Вернулась Полина домой и загрустила. Глаза не смотрят на мужа. Там — жизнь! А здесь… скукота. Там — Москва! Там — квартира! Огромная черная машина. Там — она, КОРОЛЕВА! Королева ее грез и мечтаний. Поманили собачку, вот она и…
Понимаю, мужа она не любила. Но! У нее ведь дочь была уже! Как можно дитя оставить?
И сбежала Полина Сергеевна как-то поутру. Собрала вещички и — поминай как звали! Дочку, правда, к матери отвезла — крошки совести, видать, собрала по сусекам. Наскребла.
А муж Андрей, отец мой, страшно запил. Да за два года скатился… в овраг, в глубокую пропасть. С работы выгнали, денег не стало. Ко мне не ходил — говорил, больно смотреть. Пытался забыть ее, свою Полину… А не смог. Ну и пропал. А здоровье у него оказалось некрепкое — умер мой папа через три года. Умер от сердца. Я совсем не помню его — только по рассказам бабы Мани. И фотография есть — там он счастливый. Здоровый.
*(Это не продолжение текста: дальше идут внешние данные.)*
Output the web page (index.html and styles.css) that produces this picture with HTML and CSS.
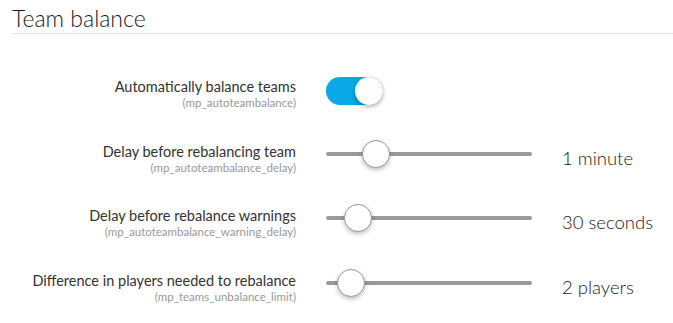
FILE: index.html
```html
<!DOCTYPE html>
<html lang="en">
<head>
    <meta charset="UTF-8">
    <meta name="viewport" content="width=device-width, initial-scale=1.0">
    <title>Team balance</title>
    <link rel="stylesheet" href="styles.css">
</head>
<body>
    <div class="section">
        <h2 class="section-title">Team balance</h2>
        <div class="settings">
            <div class="setting">
                <div class="setting-label">
                    <div class="name">Automatically balance teams</div>
                    <div class="cvar">(mp_autoteambalance)</div>
                </div>
                <label class="switch">
                    <input type="checkbox" checked>
                    <span class="switch-track"></span>
                </label>
                <div class="value"></div>
            </div>
            <div class="setting">
                <div class="setting-label">
                    <div class="name">Delay before rebalancing team</div>
                    <div class="cvar">(mp_autoteambalance_delay)</div>
                </div>
                <input type="range" class="slider" min="0" max="100" value="20">
                <div class="value">1 minute</div>
            </div>
            <div class="setting">
                <div class="setting-label">
                    <div class="name">Delay before rebalance warnings</div>
                    <div class="cvar">(mp_autoteambalance_warning_delay)</div>
                </div>
                <input type="range" class="slider" min="0" max="100" value="10">
                <div class="value">30 seconds</div>
            </div>
            <div class="setting">
                <div class="setting-label">
                    <div class="name">Difference in players needed to rebalance</div>
                    <div class="cvar">(mp_teams_unbalance_limit)</div>
                </div>
                <input type="range" class="slider" min="0" max="100" value="6">
                <div class="value">2 players</div>
            </div>
        </div>
    </div>
</body>
</html>
```

FILE: styles.css
```css
body {
    font-family: Lato, "Open Sans", Arial, sans-serif;
    background-color: #fff;
    color: #333;
    margin: 0;
    padding: 0;
}
.section {
    padding-left: 12px;
}
.section-title {
    font-size: 23px;
    font-weight: 300;
    color: #1a1a1a;
    line-height: 26px;
    margin: 0;
    padding-top: 5px;
    padding-bottom: 2px;
    border-bottom: 1px solid #e5e5e5;
}
.settings {
    padding-top: 44px;
    padding-right: 12px;
}
.setting {
    display: grid;
    grid-template-columns: 284px 206px 1fr;
    column-gap: 30px;
    align-items: start;
    height: 64.5px;
}
.setting-label {
    text-align: right;
}
.name {
    font-size: 14.5px;
    line-height: 18px;
}
.cvar {
    font-size: 11.5px;
    line-height: 14px;
    color: #999;
}
.value {
    font-size: 18.5px;
    font-weight: 300;
    color: #1a1a1a;
    line-height: 28px;
    margin-top: 1px;
}

/* toggle */
.switch {
    display: block;
    position: relative;
    width: 57px;
    height: 28px;
    margin-top: -1px;
}
.switch input {
    display: none;
}
.switch-track {
    position: absolute;
    inset: 0;
    border-radius: 14px;
    background-color: #ccc;
    cursor: pointer;
}
.switch-track::after {
    content: "";
    position: absolute;
    top: 0;
    left: 0;
    width: 28px;
    height: 28px;
    border-radius: 50%;
    background-color: #fff;
    box-shadow: 0 2px 4px rgba(0, 0, 0, 0.3);
}
.switch input:checked + .switch-track {
    background-color: #08a9e6;
}
.switch input:checked + .switch-track::after {
    left: 29px;
}

/* sliders */
.slider {
    -webkit-appearance: none;
    appearance: none;
    width: 206px;
    height: 28px;
    margin: -3px 0 0 0;
    background: transparent;
}
.slider::-webkit-slider-runnable-track {
    height: 4px;
    border-radius: 2px;
    background-color: #999;
}
.slider::-webkit-slider-thumb {
    -webkit-appearance: none;
    width: 28px;
    height: 28px;
    margin-top: -12px;
    border-radius: 50%;
    border: 1px solid #999;
    background-color: #fff;
    box-sizing: border-box;
    box-shadow: 0 2px 4px rgba(0, 0, 0, 0.25);
}
```
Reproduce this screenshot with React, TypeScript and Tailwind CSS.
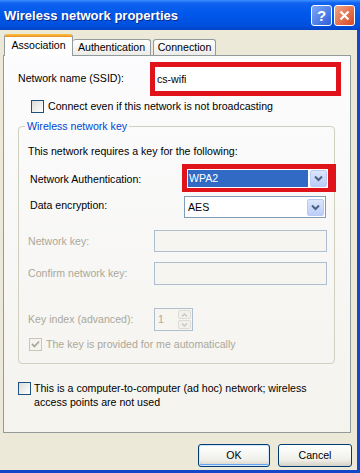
import React from 'react';

function Chevron() {
    return (
        <svg width="9" height="7" viewBox="0 0 9 7" className="block">
            <path d="M1 1.5 L4.5 5 L8 1.5" fill="none" stroke="#4D6185" strokeWidth="2" />
        </svg>
    );
}

function DropButton() {
    return (
        <div className="w-[17px] h-[17px] my-auto mr-[1px] rounded-[2px] border border-[#B9CBF3] bg-[linear-gradient(to_bottom,#DCE6FD,#BBCDF8)] flex items-center justify-center">
            <Chevron />
        </div>
    );
}

function CheckBox({ checked = false, disabled = false }: { checked?: boolean; disabled?: boolean }) {
    return (
        <div
            className={
                disabled
                    ? 'w-[13px] h-[13px] shrink-0 border border-[#C8C6B8] bg-[#F4F3EE] flex items-center justify-center'
                    : 'w-[13px] h-[13px] shrink-0 border border-[#1C5180] bg-[linear-gradient(135deg,#DCDCD7,#FFFFFF)] flex items-center justify-center'
            }
        >
            {checked && (
                <svg width="9" height="9" viewBox="0 0 9 9" className="block">
                    <path d="M1 4 L3.5 6.5 L8 1.5" fill="none" stroke={disabled ? '#ACA899' : '#21A121'} strokeWidth="1.8" />
                </svg>
            )}
        </div>
    );
}

export default function App() {
    return (
        <div className="w-[360px] h-[473px] flex flex-col overflow-hidden text-[10.6px] leading-[13px] text-black font-['Liberation_Sans',Arial,sans-serif]">
            {/* Title bar */}
            <div className="h-[30px] shrink-0 flex items-center pl-[4px] pr-[5px] bg-[linear-gradient(to_bottom,#3D8FFF_0%,#0F62EE_10%,#0058EA_45%,#0050DF_85%,#0043C4_100%)]">
                <span className="font-bold text-[13px] text-white [text-shadow:1px_1px_0_#0A2A8A]">Wireless network properties</span>
                <div className="ml-auto flex gap-[2px]">
                    <div className="w-[21px] h-[21px] rounded-[3px] border border-white bg-[linear-gradient(135deg,#7FA8F8,#2B5FDB)] flex items-center justify-center text-white font-bold text-[15px] leading-none">
                        ?
                    </div>
                    <div className="w-[21px] h-[21px] rounded-[3px] border border-white bg-[linear-gradient(135deg,#F0A587,#D8461E)] flex items-center justify-center">
                        <svg width="11" height="11" viewBox="0 0 11 11" className="block">
                            <path d="M1.5 1.5 L9.5 9.5 M9.5 1.5 L1.5 9.5" stroke="white" strokeWidth="2.2" />
                        </svg>
                    </div>
                </div>
            </div>

            {/* Dialog body */}
            <div className="flex-1 flex flex-col bg-[#ECE9D8] border-r-[3px] border-b-[3px] border-[#1646C8] pt-[4px] pl-[3px] pr-[5px]">
                {/* Tabs */}
                <div className="relative z-10 -mb-[1px] flex items-end h-[22px]">
                    <div className="ml-[1px] w-[69px] h-[22px] rounded-t-[3px] border-x border-[#919B9C] bg-white flex flex-col">
                        <div className="h-[3px] rounded-t-[2px] bg-[linear-gradient(to_bottom,#FFC83C,#E68B2C)]" />
                        <div className="flex-1 flex items-center justify-center pb-[2px]">Association</div>
                    </div>
                    <div className="mb-[1px] w-[78px] h-[16px] rounded-t-[3px] border-t border-r border-[#919B9C] bg-[linear-gradient(to_bottom,#FFFFFF,#ECEBE6)] flex items-center justify-center">
                        Authentication
                    </div>
                    <div className="mb-[1px] ml-[2px] w-[63px] h-[16px] rounded-t-[3px] border-t border-x border-[#919B9C] bg-[linear-gradient(to_bottom,#FFFFFF,#ECEBE6)] flex items-center justify-center">
                        Connection
                    </div>
                </div>

                {/* Tab panel */}
                <div className="mr-[1px] h-[378px] shrink-0 border border-[#919B9C] bg-[linear-gradient(to_bottom,#FCFCFE,#F4F3EE)] pl-[14px] flex flex-col">
                    {/* SSID */}
                    <div className="mt-[6px] flex items-center">
                        <div className="w-[132px] pb-[2px]">Network name (SSID):</div>
                        <div className="w-[191px] h-[34px] border-[5px] border-[#E0121A] bg-white flex items-center pl-[2px]">
                            cs-wifi
                        </div>
                    </div>

                    <div className="mt-[4px] flex items-center h-[13px] pl-[13px]">
                        <CheckBox />
                        <span className="ml-[4px]">Connect even if this network is not broadcasting</span>
                    </div>

                    {/* Wireless network key group */}
                    <fieldset className="mt-[7px] w-[317px] rounded-[4px] border border-[#D0D0BF]">
                        <legend className="ml-[6px] px-[2px] text-[#0046D5]">Wireless network key</legend>

                        <div className="mt-[12px] pl-[9px] h-[13px]">This network requires a key for the following:</div>

                        <div className="mt-[6px] flex items-center">
                            <div className="w-[163px] pl-[11px] pt-[3px]">Network Authentication:</div>
                            <div className="w-[154px] -mr-[2px] h-[28px] border-[5px] border-r-[8px] border-b-[4px] border-[#E0121A] flex">
                                <div className="flex-1 bg-white flex">
                                    <div className="flex-1 my-[1px] ml-[1px] bg-[#316AC5] text-white flex items-center pl-[1px]">WPA2</div>
                                    <div className="w-[2px]" />
                                    <DropButton />
                                </div>
                            </div>
                        </div>

                        <div className="mt-[4px] flex items-center">
                            <div className="w-[165px] pl-[11px] pb-[4px]">Data encryption:</div>
                            <div className="w-[142px] h-[22px] border border-[#7F9DB9] bg-white flex">
                                <div className="flex-1 flex items-center pl-[3px]">AES</div>
                                <DropButton />
                            </div>
                        </div>

                        <div className="mt-[12px] flex items-center text-[#ACA899]">
                            <div className="w-[135px] pl-[9px]">Network key:</div>
                            <div className="w-[173px] h-[22px] border border-[#B0BFD0] bg-[#F6F5F0]" />
                        </div>

                        <div className="mt-[10px] flex items-center text-[#ACA899]">
                            <div className="w-[135px] pl-[9px]">Confirm network key:</div>
                            <div className="w-[173px] h-[23px] border border-[#B0BFD0] bg-[#F6F5F0]" />
                        </div>

                        <div className="mt-[23px] flex items-center text-[#ACA899]">
                            <div className="w-[135px] pl-[9px]">Key index (advanced):</div>
                            <div className="w-[39px] h-[23px] border border-[#B0BFD0] bg-[#F6F5F0] flex">
                                <div className="flex-1 flex items-center pl-[3px]">1</div>
                                <div className="w-[15px] flex flex-col gap-[1px] p-[1px]">
                                    <div className="flex-1 rounded-[2px] border border-[#DDDCD4] bg-[#F2F1EC] flex items-center justify-center">
                                        <svg width="7" height="4" viewBox="0 0 7 4" className="block">
                                            <path d="M1 3.5 L3.5 1 L6 3.5" fill="none" stroke="#C9C7BA" strokeWidth="1.4" />
                                        </svg>
                                    </div>
                                    <div className="flex-1 rounded-[2px] border border-[#DDDCD4] bg-[#F2F1EC] flex items-center justify-center">
                                        <svg width="7" height="4" viewBox="0 0 7 4" className="block">
                                            <path d="M1 0.5 L3.5 3 L6 0.5" fill="none" stroke="#C9C7BA" strokeWidth="1.4" />
                                        </svg>
                                    </div>
                                </div>
                            </div>
                        </div>

                        <div className="mt-[7px] mb-[12px] flex items-center h-[13px] pl-[10px] text-[#ACA899]">
                            <CheckBox checked disabled />
                            <span className="ml-[4px]">The key is provided for me automatically</span>
                        </div>
                    </fieldset>

                    <div className="mt-[17px] flex items-start">
                        <div className="mt-[1px]">
                            <CheckBox />
                        </div>
                        <div className="ml-[3px] leading-[14px]">
                            This is a computer-to-computer (ad hoc) network; wireless
                            <br />
                            access points are not used
                        </div>
                    </div>
                </div>

                {/* Buttons */}
                <div className="mt-[11px] flex justify-end gap-[8px]">
                    <div className="w-[72px] h-[23px] rounded-[3px] border border-[#003C74] bg-[linear-gradient(to_bottom,#FFFFFF,#F0F0EA_70%,#D6D0C5)] shadow-[inset_0_0_0_1px_#CEE7FF,inset_0_-1px_0_1px_#69A0EC] flex items-center justify-center">
                        OK
                    </div>
                    <div className="w-[74px] h-[23px] rounded-[3px] border border-[#003C74] bg-[linear-gradient(to_bottom,#FFFFFF,#F0F0EA_70%,#D6D0C5)] flex items-center justify-center">
                        Cancel
                    </div>
                </div>
            </div>
        </div>
    );
}
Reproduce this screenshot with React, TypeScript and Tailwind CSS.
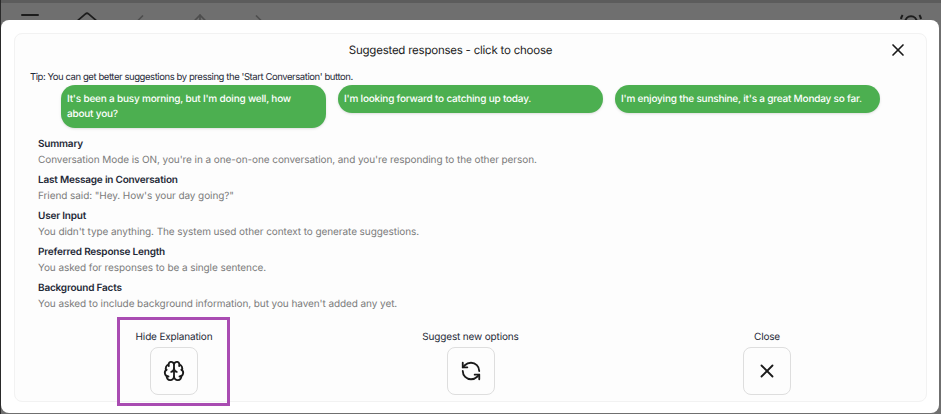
import { X, Menu, House, ChevronLeft, ChevronRight, ArrowUp, Brain, RefreshCcw } from "lucide-react";
import type { ComponentType } from "react";

const suggestions = [
  "It's been a busy morning, but I'm doing well, how about you?",
  "I'm looking forward to catching up today.",
  "I'm enjoying the sunshine, it's a great Monday so far.",
];

const explanation = [
  ["Summary", "Conversation Mode is ON, you're in a one-on-one conversation, and you're responding to the other person."],
  ["Last Message in Conversation", 'Friend said: "Hey. How\'s your day going?"'],
  ["User Input", "You didn't type anything. The system used other context to generate suggestions."],
  ["Preferred Response Length", "You asked for responses to be a single sentence."],
  ["Background Facts", "You asked to include background information, but you haven't added any yet."],
];

export default function App() {
  return (
    <div className="relative h-[414px] w-[941px] overflow-hidden border-l border-[#2a2a2a] bg-[#6f6f6f] font-['Inter',sans-serif] [text-rendering:geometricPrecision]">
      <div className="relative h-5 border-t-[3px] border-[#5c5c5c] text-[#1c1c1c]">
        <Menu className="absolute left-[17px] top-[7px] h-6 w-6" strokeWidth={2} />
        <House className="absolute left-[72px] top-[8px] h-7 w-7" strokeWidth={1.5} />
        <ChevronLeft className="absolute left-[129px] top-[8px] h-5 w-5 opacity-40" />
        <ArrowUp className="absolute left-[189px] top-[8px] h-5 w-5 opacity-40" />
        <ChevronRight className="absolute left-[248px] top-[8px] h-5 w-5 opacity-40" />
        <svg className="absolute left-[898px] top-[6px] h-6 w-6" viewBox="0 0 24 24" fill="none" stroke="currentColor" strokeWidth="2">
          <path d="M6 14c0-9 12-9 12 0" />
          <path d="M2 10c.3-1.500.8-2.800 1.600-4M22 10c-.3-1.500-.8-2.800-1.600-4" />
        </svg>
      </div>

      <div className="absolute left-0 top-5 h-[393px] w-[938px] rounded-lg bg-white px-[13px] pt-[13px]">
        <div className="h-[369px] w-[913px] rounded-lg border border-[#f2f2f2] bg-[#fdfdfd]">
          <div className="relative flex h-[29px] items-center justify-center pr-[40px] pt-[4px] text-[11.5px] tracking-[-0.02em] text-[#1a1a1a]">
            <span>Suggested responses - click to choose</span>
            <X className="absolute right-[18px] top-[6px] h-5 w-5 text-[#1a1a1a]" strokeWidth={2} />
          </div>

          <div className="pl-[15px] pt-[8px] text-[9.5px] leading-[14px] tracking-[-0.045em] text-[#1f2937]">
            Tip: You can get better suggestions by pressing the 'Start Conversation' button.
          </div>

          <div className="flex items-start gap-3 pl-[46px]">
            {suggestions.map((s) => (
              <div
                key={s}
                className="w-[265px] rounded-[14px] bg-[#4caf50] py-[6.5px] pl-[6px] pr-[10px] text-[10px] font-medium leading-[15px] tracking-[-0.02em] text-white shadow-sm"
              >
                {s}
              </div>
            ))}
          </div>

          <div className="mt-[8px] pl-[23px]">
            {explanation.map(([title, body]) => (
              <div key={title} className="h-[36px]">
                <div className="text-[10px] font-semibold leading-[16px] tracking-[-0.02em] text-[#1f2937]">{title}</div>
                <div className="text-[10px] leading-[16px] tracking-[-0.08px] text-[#7b7b7b]">{body}</div>
              </div>
            ))}
          </div>

          <div className="flex pl-[135px] pt-[14px] tracking-[-0.01em]">
            <Action label="Hide Explanation" Icon={Brain} />
            <div className="w-[248.5px]" />
            <Action label="Suggest new options" Icon={RefreshCcw} />
            <div className="w-[248.5px]" />
            <Action label="Close" Icon={X} />
          </div>
        </div>
      </div>

      <div className="absolute left-[116px] top-[317px] h-[89px] w-[113px] border-[3px] border-[#a94cb2]" />
    </div>
  );
}

function Action({ label, Icon }: { label: string; Icon: ComponentType<{ className?: string; strokeWidth?: number }> }) {
  return (
    <div className="flex w-[48px] flex-col items-center gap-[3px]">
      <span className="whitespace-nowrap text-[10px] leading-[14px] text-[#1f2937]">{label}</span>
      <button className="flex h-[48px] w-[48px] items-center justify-center rounded-lg border border-[#dedede] bg-[#fdfdfd] text-[#1a1a1a]">
        <Icon className="h-[22px] w-[22px]" strokeWidth={2} />
      </button>
    </div>
  );
}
Держит меня на руках. Глаза хорошие, добрые. И еще — немного несчастные, что ли? Словно предвидел он свой бесславный конец…
А мать его, моя вторая бабка, Полину прокляла. И отродье ее — это меня — знать и видеть не захотела.
Такие дела. Так и осталась я с бабой. До самой ее смерти.
А Полина Сергеевна осталась в Москве. У нее там была своя жизнь. И с нашей она не пересекалась никак.
Определили меня в кабинет. Так и сказала: ночевать будете в кабинете!
И строгим голосом пояснила: в кабинете Алексея Михайловича!
Ну, просто честь оказали! Великую честь! В кабинет самого! Великого и ужасного Гудвина!
Нет, без иронии. Муженек наш незабвенный, Алексей Михайлович Краснопевцев, — величина! И какая! Колосс, так сказать! Человек поколения, деятель искусства, кумир и наставник. Известнейший скульптор, который определил направление, суть соцреализма. Показал советского человека, труженика и борца, ученого и созидателя. Вот эпитеты — талантливейший, даже величайший! О как! Создавший портрет поколения. Суть советского человека. Соль, так сказать, земли нашей! Ну и т. д. и т. п.
Работы его, «величайшего», гм… ну, как сказать? Творца? В те времена — да, наверное. А вот сейчас — ну просто чушь! Все грубовато, наивно и некрасиво — без теплоты, без юморка, без «изюма». Токари, высотники, крановщики и вожди. Туда же, в компанию — председатель колхоза, целинник, лихой шоферюга. Нет, были и представители интеллигенции — врачи, балерины, физики-атомщики. Но лица мэтр любил тиражировать простецкие и хитроватые. К женщинам — чуть больше нежности. Нет, не уважения, а так — снисходительной нежности. Лица эпохи — блондинки с курносыми носиками и губками сердечком. Такие, что ради высоких идеалов любви любовь к Родине не предадут!
Слезы фонтаном, сопли в подушку, комсомольские собрания с кумачом на стене, в общем… Фуфло. А ведь лауреат всяческих премий! Герой Соцтруда. Академик.
Ну и все, что положено в подобном раскладе, — машина с водителем, квартира в высотке и дача на гектаре земли. Уважали его там, наверху. И любили. Очень любили. Оправдывал «гений» надежды. Старался.